►
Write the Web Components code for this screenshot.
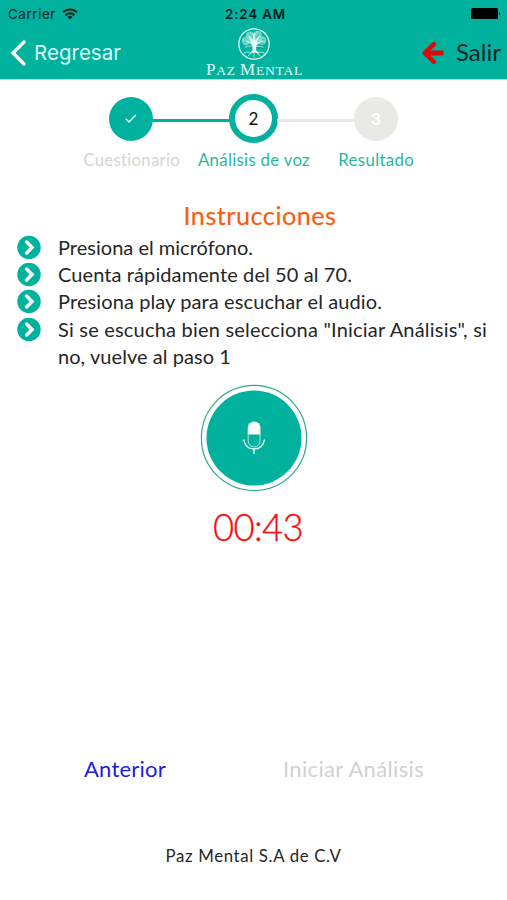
◄
►
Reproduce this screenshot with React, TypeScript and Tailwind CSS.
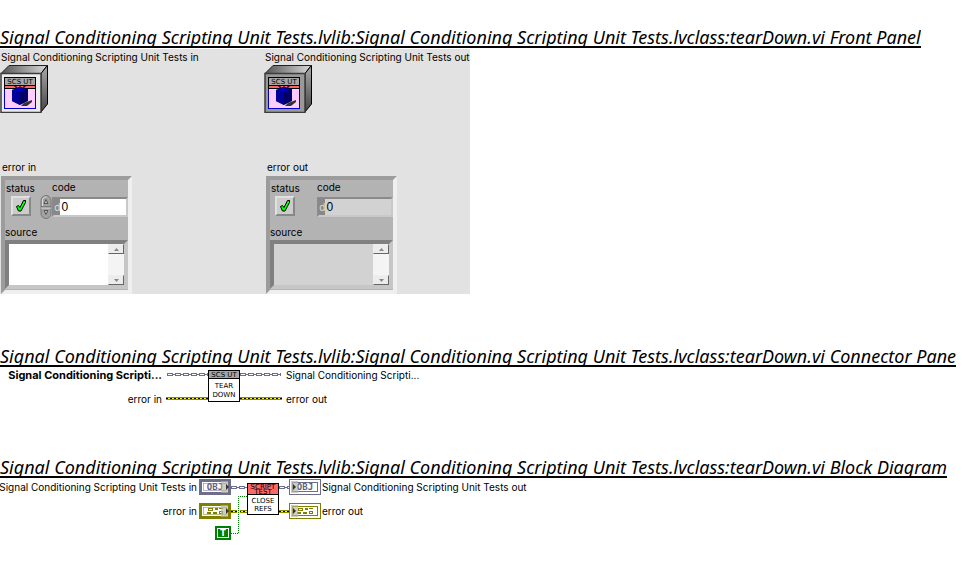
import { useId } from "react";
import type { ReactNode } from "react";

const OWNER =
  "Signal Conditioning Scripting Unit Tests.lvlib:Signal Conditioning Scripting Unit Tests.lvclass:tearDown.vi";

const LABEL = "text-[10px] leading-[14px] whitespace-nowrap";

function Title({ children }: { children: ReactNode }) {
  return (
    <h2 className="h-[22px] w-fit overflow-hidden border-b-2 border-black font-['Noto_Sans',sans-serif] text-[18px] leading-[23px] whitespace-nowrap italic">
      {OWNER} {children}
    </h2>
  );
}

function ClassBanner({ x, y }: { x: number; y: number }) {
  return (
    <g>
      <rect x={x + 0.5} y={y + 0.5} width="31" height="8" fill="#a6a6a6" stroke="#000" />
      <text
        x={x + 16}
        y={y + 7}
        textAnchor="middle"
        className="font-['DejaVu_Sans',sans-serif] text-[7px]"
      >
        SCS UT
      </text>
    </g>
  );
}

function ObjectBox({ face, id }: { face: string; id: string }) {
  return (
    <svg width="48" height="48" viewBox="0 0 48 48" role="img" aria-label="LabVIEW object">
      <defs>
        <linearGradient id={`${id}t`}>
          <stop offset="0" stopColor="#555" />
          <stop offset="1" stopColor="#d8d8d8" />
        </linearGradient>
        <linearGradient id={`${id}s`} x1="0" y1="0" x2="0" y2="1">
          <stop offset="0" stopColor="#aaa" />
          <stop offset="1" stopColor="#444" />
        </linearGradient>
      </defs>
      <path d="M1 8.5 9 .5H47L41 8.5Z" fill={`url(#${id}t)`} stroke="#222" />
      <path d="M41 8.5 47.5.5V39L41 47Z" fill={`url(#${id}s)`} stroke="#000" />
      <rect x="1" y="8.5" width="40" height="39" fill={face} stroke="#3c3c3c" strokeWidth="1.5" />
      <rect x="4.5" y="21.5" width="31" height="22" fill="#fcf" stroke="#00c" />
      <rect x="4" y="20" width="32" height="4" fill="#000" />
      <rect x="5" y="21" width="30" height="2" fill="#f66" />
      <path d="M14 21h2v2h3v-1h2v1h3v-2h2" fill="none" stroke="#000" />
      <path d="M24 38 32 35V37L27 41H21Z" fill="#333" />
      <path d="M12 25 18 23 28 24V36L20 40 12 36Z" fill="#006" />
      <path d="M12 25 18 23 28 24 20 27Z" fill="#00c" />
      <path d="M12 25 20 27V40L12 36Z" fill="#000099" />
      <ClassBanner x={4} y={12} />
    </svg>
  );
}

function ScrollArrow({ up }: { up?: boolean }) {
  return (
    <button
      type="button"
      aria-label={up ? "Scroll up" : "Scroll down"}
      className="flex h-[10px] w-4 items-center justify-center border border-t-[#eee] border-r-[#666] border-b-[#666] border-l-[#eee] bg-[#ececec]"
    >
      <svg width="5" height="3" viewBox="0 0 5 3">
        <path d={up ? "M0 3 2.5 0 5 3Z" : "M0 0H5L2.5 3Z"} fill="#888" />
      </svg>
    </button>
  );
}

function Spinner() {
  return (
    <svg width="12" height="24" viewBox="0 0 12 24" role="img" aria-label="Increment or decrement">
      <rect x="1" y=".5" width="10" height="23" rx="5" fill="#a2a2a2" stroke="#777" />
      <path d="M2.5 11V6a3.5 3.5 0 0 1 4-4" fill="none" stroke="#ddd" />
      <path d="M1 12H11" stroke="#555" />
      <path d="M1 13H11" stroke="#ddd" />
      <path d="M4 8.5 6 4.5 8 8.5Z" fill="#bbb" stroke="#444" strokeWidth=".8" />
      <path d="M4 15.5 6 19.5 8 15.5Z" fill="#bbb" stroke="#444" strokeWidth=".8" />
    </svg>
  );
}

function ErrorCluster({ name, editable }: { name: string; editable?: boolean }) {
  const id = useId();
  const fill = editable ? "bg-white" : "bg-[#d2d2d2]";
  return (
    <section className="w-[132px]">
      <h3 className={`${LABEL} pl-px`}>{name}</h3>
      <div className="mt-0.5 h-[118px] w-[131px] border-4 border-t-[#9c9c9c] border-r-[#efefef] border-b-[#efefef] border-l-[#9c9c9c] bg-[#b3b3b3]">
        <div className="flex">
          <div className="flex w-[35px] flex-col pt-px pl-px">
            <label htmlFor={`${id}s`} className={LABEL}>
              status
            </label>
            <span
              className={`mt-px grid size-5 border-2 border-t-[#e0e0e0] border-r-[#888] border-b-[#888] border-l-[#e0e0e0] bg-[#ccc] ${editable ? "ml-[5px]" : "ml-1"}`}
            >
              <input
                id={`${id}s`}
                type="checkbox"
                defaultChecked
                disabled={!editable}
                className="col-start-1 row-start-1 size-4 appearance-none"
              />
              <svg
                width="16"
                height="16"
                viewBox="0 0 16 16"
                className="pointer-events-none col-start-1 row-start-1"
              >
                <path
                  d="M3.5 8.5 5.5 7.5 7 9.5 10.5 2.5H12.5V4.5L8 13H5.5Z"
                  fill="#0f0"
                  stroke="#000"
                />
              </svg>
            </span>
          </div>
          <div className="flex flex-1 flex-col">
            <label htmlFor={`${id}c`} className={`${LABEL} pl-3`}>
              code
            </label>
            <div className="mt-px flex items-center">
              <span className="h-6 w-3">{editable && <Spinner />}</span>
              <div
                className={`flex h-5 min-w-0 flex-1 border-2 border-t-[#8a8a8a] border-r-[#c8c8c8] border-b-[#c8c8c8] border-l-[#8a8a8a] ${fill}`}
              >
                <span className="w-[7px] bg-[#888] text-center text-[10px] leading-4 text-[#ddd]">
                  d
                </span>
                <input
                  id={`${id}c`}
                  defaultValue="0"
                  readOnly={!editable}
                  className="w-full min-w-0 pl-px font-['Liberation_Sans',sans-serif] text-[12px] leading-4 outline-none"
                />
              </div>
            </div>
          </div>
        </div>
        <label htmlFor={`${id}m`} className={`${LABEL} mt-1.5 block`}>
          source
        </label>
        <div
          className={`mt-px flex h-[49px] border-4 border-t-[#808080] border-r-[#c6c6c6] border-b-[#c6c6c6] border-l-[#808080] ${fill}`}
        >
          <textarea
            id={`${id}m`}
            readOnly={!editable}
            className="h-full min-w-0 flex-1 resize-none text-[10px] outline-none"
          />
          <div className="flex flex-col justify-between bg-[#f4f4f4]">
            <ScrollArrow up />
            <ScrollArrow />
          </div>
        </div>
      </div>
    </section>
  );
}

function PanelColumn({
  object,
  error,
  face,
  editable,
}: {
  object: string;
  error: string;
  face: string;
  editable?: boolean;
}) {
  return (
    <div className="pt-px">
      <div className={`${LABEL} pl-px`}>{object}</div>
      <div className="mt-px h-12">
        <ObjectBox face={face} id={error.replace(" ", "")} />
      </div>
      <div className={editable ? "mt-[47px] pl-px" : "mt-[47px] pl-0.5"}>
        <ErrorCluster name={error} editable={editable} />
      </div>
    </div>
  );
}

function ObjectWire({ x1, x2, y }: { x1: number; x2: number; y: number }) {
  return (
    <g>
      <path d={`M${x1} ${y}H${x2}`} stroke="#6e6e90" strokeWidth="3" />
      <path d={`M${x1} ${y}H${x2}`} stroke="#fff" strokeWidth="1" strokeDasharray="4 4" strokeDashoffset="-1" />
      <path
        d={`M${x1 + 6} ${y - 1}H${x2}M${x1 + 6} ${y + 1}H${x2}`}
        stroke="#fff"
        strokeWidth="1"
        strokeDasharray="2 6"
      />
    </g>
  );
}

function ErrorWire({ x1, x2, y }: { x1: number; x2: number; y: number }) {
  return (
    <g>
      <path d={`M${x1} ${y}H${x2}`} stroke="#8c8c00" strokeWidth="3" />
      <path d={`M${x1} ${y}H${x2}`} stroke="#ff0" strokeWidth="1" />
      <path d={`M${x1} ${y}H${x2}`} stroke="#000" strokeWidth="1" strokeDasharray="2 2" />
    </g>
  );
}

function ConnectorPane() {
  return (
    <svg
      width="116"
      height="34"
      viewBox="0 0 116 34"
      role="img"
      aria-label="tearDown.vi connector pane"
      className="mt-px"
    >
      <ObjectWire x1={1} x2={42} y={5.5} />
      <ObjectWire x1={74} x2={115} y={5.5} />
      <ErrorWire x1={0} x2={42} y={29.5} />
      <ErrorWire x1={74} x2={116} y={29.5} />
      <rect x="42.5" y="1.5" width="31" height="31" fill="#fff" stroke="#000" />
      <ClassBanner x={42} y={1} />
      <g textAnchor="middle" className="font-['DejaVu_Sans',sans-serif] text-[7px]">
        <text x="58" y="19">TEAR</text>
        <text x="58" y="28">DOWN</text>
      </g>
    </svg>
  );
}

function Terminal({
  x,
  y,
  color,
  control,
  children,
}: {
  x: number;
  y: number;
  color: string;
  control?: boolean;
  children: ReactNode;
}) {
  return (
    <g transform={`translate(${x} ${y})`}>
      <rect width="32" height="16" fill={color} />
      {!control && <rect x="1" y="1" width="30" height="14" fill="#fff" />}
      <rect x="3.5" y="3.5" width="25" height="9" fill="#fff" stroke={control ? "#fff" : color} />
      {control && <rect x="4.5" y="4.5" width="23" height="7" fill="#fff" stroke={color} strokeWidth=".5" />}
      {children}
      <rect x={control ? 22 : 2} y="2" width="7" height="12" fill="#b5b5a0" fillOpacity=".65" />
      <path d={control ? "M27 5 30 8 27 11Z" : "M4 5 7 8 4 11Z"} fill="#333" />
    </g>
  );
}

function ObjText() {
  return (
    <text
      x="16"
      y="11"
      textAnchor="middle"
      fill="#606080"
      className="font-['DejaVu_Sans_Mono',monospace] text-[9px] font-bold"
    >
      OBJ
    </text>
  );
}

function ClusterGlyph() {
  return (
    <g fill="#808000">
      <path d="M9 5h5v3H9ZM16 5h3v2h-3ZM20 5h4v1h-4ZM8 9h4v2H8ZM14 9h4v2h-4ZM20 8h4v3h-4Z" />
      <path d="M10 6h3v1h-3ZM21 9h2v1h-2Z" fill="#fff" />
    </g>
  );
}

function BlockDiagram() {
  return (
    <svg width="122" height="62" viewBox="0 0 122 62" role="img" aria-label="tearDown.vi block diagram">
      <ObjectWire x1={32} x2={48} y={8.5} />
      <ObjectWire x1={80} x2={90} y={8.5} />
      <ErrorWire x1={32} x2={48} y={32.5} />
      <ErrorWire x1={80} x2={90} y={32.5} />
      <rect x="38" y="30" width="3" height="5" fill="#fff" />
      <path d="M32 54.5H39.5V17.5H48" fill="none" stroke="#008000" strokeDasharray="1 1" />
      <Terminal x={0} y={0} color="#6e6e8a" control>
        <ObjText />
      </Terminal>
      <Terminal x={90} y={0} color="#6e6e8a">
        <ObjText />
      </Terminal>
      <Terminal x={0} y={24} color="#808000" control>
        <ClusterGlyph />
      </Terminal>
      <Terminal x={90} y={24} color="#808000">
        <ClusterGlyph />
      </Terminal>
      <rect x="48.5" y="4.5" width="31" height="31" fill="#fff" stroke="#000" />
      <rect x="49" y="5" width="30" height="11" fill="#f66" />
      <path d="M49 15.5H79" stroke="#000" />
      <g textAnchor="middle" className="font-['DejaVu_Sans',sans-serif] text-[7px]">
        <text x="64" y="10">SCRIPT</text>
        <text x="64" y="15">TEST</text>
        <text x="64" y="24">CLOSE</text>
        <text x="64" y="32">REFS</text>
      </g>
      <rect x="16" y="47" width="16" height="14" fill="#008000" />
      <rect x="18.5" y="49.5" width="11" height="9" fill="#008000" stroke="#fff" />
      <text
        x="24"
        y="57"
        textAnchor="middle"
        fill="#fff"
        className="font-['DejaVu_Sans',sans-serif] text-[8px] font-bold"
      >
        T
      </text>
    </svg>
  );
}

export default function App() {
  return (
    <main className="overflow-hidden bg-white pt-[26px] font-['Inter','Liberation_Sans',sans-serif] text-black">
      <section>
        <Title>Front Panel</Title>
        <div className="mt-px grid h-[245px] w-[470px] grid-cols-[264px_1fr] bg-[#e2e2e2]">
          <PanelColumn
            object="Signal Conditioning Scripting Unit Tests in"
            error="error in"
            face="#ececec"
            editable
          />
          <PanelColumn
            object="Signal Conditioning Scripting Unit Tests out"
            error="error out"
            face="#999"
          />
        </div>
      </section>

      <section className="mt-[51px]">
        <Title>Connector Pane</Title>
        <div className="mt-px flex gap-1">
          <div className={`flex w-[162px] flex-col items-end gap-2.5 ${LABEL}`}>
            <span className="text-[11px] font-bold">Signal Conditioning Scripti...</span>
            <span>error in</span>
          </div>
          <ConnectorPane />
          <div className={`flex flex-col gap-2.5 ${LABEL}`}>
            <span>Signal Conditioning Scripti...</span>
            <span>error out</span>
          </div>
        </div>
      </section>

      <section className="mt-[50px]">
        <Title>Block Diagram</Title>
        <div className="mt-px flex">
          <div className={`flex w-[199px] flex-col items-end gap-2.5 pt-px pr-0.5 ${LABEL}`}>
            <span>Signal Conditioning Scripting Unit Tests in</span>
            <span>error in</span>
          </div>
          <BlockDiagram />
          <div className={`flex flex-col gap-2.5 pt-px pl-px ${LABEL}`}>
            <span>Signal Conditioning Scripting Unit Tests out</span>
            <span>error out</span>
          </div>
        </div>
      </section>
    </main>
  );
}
◄
_Exercise task_: Copy each line from the records above that includes the string "this".

_Full solution_:
Write the Web Components code for this screenshot.
Reproduce this screenshot with React, TypeScript and Tailwind CSS.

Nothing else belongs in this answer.